An analysis of U.S. Census Bureau information by the Brookings Institution shows that in the New Orleans metropolitan area, the population dropped more than 29 percent overall, though in St. Bernard Parish, a civil entity, the decrease was about 95 percent. In the Gulfport-Biloxi, Miss., area the population decreased by almost 17 percent.

According to the U.S. Department of Education, the hurricanes dispersed more than 200,000 students in Louisiana alone to 49 states and the District of Columbia.

As time goes on, the people who fled may choose to put down roots elsewhere. And "elsewhere" may be very far away.

"We've worked with 79, almost 80, individuals since September (2005). ... Nobody really knows the figures because we've found that hurricane survivors tend to move," said Amy Isaacson, disaster response and relief coordinator for the Diocese of Spokane, Wash.

"Eighty-five percent of the people (we've worked with) have family members here, a friend who lives here, or has a connection with a friend," Isaacson told Catholic News Service in a telephone interview. "And we have people who want to get as far away from a hurricane's path as possible."

"We're inland, too, and that's a big selling point," said Greg Cunningham, program director of refugee and immigration services programs for the diocese, which covers the eastern third of Washington state.

"From our perspective, the people here have been extremely welcoming" to hurricane survivors, Cunningham told CNS. He told of "a couple of fellows --- a father and son --- who were first featured in a local newspaper story" and "were met in the street by a total stranger who saw them from the newspaper story and handed them a $100 bill."

Millie Burns, deputy director of programs and program manager for Katrina assistance for Catholic Charities of the East Bay in the Diocese of Oakland, Calif., said that since June the number of open cases of hurricane survivors there has jumped from 162 to 183.
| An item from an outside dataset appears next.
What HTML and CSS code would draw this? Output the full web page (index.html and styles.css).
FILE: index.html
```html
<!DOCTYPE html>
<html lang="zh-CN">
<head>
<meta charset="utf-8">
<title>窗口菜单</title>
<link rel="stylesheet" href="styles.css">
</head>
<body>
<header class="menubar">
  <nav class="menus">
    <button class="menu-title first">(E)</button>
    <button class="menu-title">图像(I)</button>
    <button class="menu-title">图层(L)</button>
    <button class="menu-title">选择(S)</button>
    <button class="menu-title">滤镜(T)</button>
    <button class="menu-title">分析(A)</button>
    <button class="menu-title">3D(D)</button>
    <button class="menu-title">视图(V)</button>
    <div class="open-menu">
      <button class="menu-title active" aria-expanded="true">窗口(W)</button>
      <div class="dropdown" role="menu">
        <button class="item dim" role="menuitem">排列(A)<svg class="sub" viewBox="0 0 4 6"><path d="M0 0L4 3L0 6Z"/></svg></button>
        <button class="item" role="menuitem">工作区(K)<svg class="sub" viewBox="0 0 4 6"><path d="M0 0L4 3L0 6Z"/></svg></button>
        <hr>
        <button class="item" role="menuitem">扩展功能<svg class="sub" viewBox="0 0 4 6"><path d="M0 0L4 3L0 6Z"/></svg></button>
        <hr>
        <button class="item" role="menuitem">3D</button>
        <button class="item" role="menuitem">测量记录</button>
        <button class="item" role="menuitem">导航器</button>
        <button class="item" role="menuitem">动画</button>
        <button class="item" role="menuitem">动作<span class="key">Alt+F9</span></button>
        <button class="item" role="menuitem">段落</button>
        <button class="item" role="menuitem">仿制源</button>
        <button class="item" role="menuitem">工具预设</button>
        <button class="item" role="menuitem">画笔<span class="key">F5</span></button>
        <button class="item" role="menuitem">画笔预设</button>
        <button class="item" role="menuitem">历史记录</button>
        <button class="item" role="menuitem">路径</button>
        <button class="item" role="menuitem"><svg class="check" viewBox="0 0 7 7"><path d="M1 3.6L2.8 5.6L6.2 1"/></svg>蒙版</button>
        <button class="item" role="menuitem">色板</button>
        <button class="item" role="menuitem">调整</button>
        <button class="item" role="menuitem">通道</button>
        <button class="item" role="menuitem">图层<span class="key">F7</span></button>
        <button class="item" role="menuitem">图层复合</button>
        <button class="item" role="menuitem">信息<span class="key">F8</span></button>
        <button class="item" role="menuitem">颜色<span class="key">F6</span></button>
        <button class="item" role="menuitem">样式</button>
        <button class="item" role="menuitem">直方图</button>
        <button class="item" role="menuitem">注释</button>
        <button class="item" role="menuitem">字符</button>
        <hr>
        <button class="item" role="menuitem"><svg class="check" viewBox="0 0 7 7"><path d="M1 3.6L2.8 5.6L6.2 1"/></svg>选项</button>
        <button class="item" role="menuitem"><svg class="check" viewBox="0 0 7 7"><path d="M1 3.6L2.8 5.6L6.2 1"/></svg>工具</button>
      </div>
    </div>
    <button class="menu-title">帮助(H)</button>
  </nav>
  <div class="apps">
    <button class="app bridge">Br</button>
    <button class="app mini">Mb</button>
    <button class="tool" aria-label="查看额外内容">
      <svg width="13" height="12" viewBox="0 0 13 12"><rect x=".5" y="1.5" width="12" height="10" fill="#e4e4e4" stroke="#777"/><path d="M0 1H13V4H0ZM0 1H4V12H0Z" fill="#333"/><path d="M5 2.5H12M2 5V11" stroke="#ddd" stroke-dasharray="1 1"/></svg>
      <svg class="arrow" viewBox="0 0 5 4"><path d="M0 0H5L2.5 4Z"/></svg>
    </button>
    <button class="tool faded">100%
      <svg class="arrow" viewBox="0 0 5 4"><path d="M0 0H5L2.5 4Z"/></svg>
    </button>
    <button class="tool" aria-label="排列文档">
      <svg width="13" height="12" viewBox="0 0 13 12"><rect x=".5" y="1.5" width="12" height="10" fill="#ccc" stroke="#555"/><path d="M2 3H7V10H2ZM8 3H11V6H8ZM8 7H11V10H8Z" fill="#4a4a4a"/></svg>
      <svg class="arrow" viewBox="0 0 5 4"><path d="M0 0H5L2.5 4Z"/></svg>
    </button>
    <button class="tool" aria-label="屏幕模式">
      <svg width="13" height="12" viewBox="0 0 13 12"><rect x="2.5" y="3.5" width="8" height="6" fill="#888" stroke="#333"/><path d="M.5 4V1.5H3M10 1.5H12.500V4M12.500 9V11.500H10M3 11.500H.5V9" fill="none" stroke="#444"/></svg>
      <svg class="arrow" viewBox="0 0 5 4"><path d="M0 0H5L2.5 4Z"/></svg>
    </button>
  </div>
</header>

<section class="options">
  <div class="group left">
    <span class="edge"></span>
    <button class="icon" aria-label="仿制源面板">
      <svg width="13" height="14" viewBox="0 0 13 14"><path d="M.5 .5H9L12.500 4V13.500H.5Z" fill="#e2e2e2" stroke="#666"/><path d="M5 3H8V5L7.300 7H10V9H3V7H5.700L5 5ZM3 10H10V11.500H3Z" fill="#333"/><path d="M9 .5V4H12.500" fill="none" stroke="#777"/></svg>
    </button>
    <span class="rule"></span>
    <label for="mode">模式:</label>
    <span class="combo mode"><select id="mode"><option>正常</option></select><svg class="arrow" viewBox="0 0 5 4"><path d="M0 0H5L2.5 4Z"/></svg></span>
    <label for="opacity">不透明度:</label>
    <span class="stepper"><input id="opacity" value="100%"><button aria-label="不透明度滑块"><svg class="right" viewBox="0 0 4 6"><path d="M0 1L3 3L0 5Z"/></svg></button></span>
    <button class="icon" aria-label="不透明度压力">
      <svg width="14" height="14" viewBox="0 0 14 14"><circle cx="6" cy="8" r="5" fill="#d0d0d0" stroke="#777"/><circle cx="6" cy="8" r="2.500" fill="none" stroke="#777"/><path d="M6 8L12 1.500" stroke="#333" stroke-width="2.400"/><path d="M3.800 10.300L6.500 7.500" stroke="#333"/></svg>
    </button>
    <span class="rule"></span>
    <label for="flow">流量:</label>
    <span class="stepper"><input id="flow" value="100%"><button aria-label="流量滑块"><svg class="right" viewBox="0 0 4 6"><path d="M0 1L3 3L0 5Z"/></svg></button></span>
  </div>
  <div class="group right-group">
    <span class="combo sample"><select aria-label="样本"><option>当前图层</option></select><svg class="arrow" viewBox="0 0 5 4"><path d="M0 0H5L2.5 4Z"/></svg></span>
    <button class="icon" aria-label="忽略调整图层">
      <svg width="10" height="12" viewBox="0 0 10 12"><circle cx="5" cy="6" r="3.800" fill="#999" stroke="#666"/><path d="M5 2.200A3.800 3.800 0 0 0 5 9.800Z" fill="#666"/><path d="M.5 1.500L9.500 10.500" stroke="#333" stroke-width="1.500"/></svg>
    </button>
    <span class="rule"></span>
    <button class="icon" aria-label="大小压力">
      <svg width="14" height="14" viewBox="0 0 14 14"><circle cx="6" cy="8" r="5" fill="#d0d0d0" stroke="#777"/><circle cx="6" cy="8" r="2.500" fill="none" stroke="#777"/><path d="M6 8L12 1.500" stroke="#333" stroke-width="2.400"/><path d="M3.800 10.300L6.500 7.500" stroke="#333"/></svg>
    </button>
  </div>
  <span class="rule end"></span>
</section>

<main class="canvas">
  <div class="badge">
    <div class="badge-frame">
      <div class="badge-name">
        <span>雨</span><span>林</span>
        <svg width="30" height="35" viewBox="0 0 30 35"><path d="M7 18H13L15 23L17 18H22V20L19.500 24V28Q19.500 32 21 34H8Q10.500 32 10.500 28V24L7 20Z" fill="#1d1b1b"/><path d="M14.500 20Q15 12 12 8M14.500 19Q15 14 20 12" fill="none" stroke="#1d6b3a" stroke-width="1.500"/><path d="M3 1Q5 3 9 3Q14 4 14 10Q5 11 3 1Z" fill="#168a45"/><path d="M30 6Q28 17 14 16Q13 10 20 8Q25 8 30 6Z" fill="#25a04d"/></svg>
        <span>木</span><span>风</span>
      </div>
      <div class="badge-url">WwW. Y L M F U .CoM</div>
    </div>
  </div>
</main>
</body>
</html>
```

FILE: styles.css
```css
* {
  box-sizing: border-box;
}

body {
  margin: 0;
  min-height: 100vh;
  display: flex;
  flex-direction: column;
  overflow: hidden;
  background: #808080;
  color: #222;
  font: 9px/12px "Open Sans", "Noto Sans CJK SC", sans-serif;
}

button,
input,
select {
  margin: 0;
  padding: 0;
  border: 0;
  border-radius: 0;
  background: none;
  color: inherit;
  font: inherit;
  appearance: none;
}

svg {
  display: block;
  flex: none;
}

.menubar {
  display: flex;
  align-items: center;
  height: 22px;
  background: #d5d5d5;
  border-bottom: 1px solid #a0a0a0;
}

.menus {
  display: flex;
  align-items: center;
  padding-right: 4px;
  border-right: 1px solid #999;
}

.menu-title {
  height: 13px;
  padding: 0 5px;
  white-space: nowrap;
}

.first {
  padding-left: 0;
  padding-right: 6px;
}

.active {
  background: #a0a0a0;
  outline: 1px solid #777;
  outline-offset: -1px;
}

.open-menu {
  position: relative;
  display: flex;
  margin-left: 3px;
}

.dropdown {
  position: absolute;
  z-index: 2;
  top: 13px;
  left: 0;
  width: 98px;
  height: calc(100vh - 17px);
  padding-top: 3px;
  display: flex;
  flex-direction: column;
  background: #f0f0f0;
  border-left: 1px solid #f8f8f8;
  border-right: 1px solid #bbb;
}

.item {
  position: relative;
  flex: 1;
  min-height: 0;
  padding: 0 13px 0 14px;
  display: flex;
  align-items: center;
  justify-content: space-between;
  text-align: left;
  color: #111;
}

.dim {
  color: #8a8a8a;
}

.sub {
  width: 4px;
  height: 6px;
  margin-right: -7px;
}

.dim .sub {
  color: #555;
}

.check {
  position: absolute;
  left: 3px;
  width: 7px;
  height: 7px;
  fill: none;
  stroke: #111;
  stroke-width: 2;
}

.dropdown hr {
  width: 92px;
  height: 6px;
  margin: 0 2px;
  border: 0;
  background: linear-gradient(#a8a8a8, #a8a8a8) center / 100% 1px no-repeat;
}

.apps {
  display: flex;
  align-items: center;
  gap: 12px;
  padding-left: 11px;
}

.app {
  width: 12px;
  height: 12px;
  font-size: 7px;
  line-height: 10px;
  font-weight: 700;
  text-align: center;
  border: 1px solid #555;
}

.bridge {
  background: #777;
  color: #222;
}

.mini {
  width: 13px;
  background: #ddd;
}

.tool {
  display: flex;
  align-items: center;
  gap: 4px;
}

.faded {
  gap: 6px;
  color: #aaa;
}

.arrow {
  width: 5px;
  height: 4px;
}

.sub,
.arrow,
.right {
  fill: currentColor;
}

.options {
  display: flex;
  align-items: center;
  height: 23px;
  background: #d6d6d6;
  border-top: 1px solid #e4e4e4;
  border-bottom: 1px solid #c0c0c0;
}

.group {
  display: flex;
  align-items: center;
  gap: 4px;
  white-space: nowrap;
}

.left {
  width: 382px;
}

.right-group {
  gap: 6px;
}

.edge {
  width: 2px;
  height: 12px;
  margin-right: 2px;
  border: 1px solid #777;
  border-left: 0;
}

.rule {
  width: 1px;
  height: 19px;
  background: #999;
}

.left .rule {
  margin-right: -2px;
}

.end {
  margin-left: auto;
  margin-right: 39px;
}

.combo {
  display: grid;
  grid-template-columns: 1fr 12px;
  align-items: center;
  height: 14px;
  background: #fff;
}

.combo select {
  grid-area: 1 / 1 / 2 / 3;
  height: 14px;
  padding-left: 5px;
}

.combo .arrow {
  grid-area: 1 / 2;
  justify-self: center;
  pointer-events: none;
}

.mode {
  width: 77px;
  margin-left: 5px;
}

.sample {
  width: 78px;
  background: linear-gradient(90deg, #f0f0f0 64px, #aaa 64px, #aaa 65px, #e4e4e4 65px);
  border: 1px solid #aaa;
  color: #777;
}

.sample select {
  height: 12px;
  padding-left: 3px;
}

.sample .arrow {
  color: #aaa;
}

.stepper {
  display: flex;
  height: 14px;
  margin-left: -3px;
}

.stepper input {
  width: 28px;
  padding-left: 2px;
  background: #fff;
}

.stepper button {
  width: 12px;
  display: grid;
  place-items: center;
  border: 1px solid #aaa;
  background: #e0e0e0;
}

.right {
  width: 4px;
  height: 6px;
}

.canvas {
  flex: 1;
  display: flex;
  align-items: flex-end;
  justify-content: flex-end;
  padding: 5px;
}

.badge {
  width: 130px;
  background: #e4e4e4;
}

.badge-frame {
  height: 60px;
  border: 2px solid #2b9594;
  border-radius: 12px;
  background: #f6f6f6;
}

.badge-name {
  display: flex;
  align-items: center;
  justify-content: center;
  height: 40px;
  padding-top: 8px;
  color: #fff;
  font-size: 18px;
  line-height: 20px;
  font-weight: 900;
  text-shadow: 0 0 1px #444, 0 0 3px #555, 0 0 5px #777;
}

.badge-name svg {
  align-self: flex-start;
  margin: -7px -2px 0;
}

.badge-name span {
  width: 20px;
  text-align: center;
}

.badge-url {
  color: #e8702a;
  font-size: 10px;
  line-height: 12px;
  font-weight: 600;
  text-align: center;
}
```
Burns said those displaced by the hurricane now in the Oakland area are "beginning to realize" that life in the East Bay area is much different from what they left behind. "The cost of housing is so, so much more than it used to be," she said. "In this particular area, we are deplorably short on affordable housing --- no Section 8 certificates are available," a reference to a federal housing assistance program. "The cost of housing has just been a total shock," she said.

Housing isn't the only help displaced Americans need. "One of our big concerns right now is the mental health needs of the people we (are) serving have been tremendous," Burns said. "They have all suffered from some degree of post-traumatic stress disorder, a lot of traumatic depression. It takes a lot to be able to recover emotionally and spiritually again."
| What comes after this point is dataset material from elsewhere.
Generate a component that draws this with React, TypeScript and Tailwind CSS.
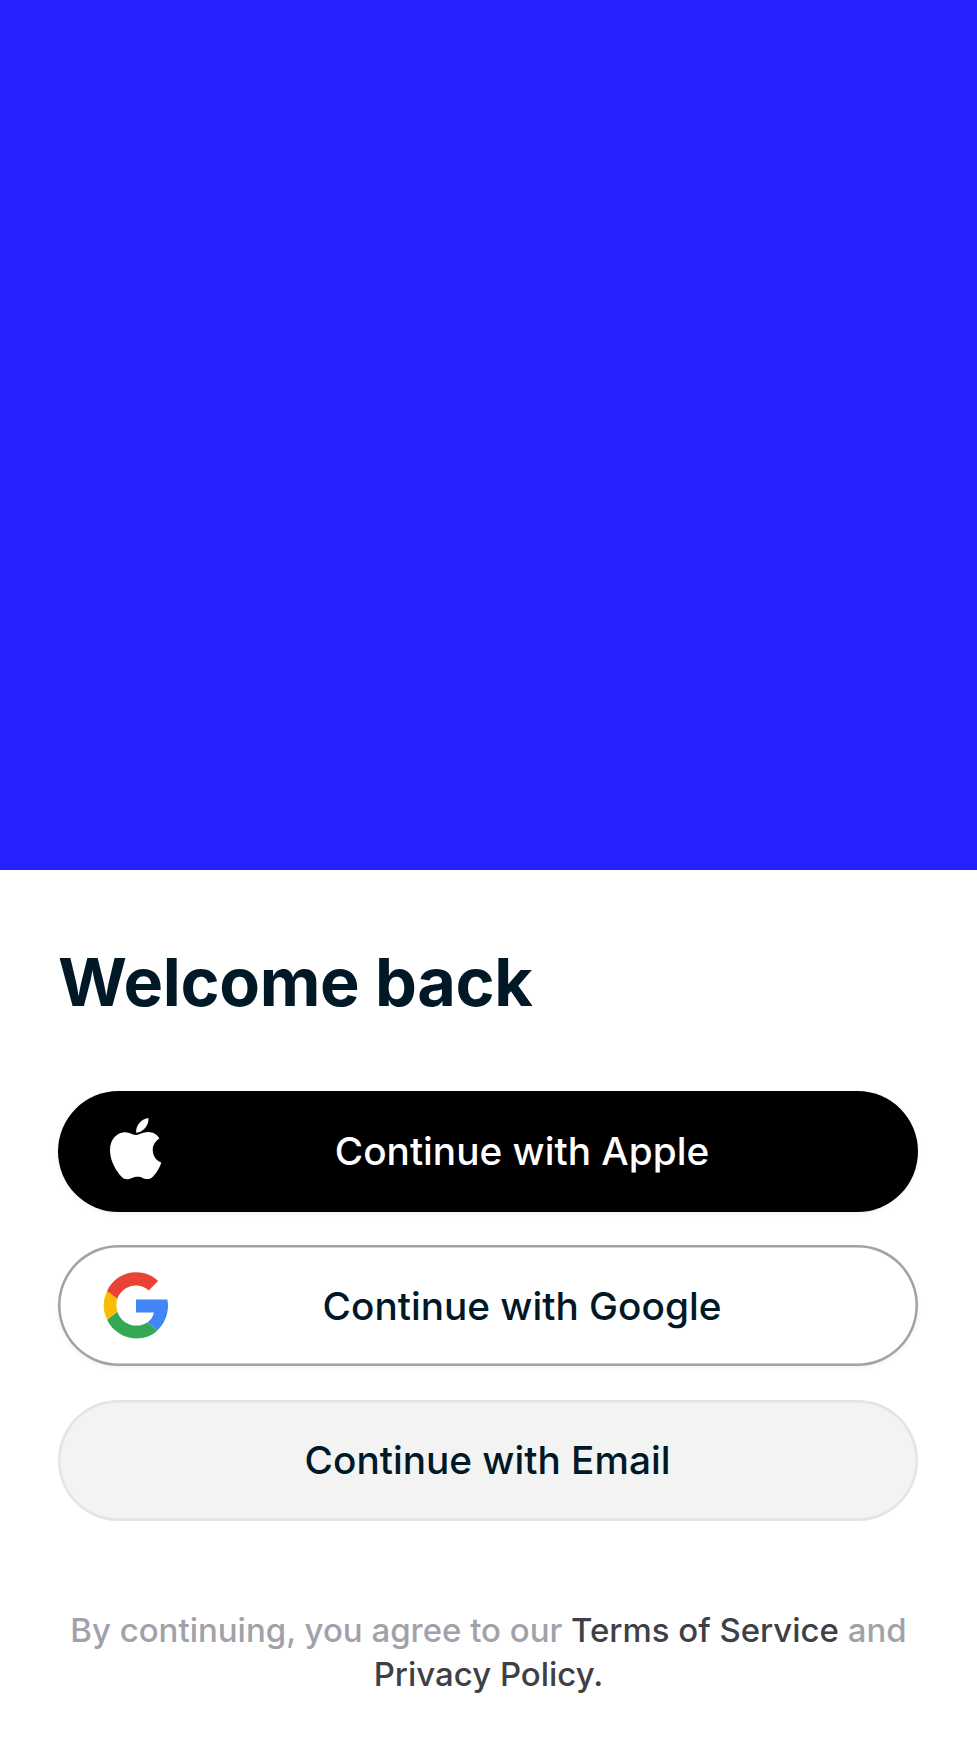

Edward and Joyce Shanklin know they're not going back again to live in New Orleans. They've found a new home in Fayetteville, Tenn., and at St. Anthony Parish, where parishioners welcomed them with open arms and open hearts.

"They were at church one Sunday morning, and since we are a small parish it was obvious that they were new, and I overheard them tell someone that they were from New Orleans, and of course everybody was talking about Katrina, and I asked them if they needed some place to stay," parishioner Marilyn Haendel told the Tennessee Register, newspaper of the Diocese of Nashville, Tenn.
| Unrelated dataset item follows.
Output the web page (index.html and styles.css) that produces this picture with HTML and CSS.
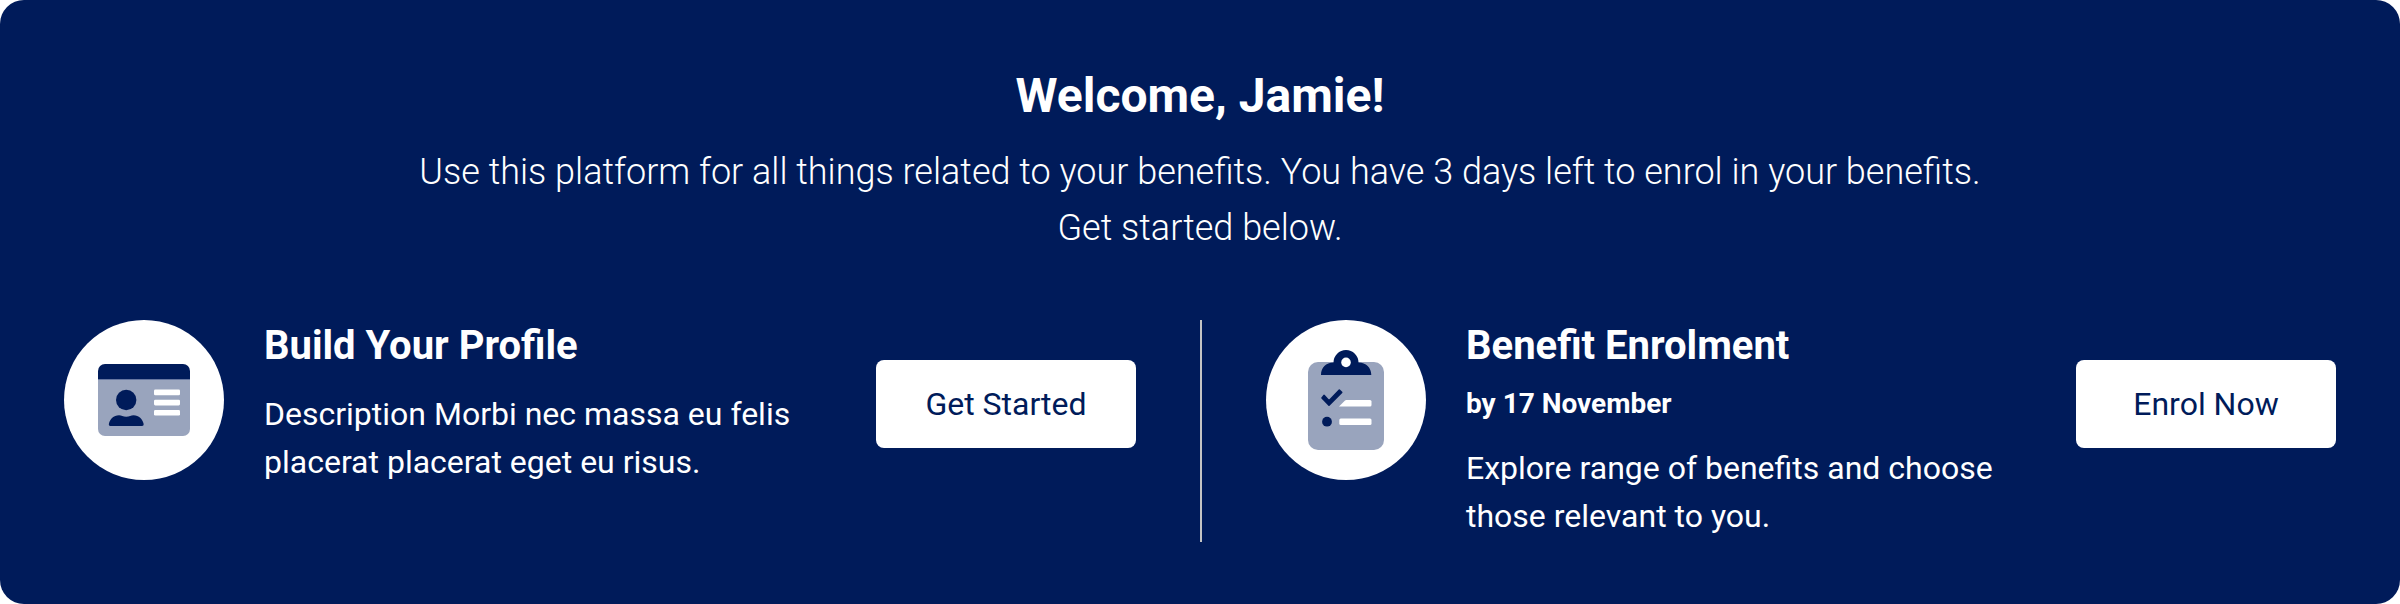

Haendel and her husband put up the Shanklins rent-free at a house they had lived in while their own home was undergoing renovation.

The day the Shanklins moved into the house, two parishioners brought over a queen-size bed with all the needed bedding and blankets. Others gave them a couch, a television and other household items. One Sunday, Joyce Shanklin said, someone wanted to get her a crockpot but instead they were given a check for $1,000. Another parishioner took them to the Red Cross office so they could get money to buy food, and people went through their closets looking for clothing for them.

"That was the beginning of all the good things that happened to us," said Joyce Shanklin, who was born and raised in New Orleans.

In partial repayment for parishioners' generosity, the Shanklins cooked a Creole supper for the parish that drew a standing-room-only crowd.

Not every story has such a happy ending. "In a disaster situation, anyone with a serious health situation is likely to have their care disrupted," Burns said.

One case in point was a young woman named Yvette, who had been sick before Katrina pounded the Gulf Coast. "She had been moved to a hotel here (in Oakland). We could not move her out of the hotel due to her health," Burns said, adding, "There were days when she was bleeding through the sheets, and the cleaning people would notify the manager and he would call us."

In the end, Burns said, Yvette died. "One of my case managers actually set it up for her parents and church members to begin to do the visiting, to make sure she had adequate care and company and support," she said. "We got pretty close to her. In fact, my case manager and her parents were probably the last people to visit her."

Cunningham said Catholic Charities in the Diocese of Spokane got a grant from Catholic Charities USA to perform the case management work to resettle those displaced by the hurricanes.

"Our program is called refugee and immigration services," he added. "I just never thought our next population would be the southeastern United States --- not Bosnia, the former Soviet republics or Southeast Asia."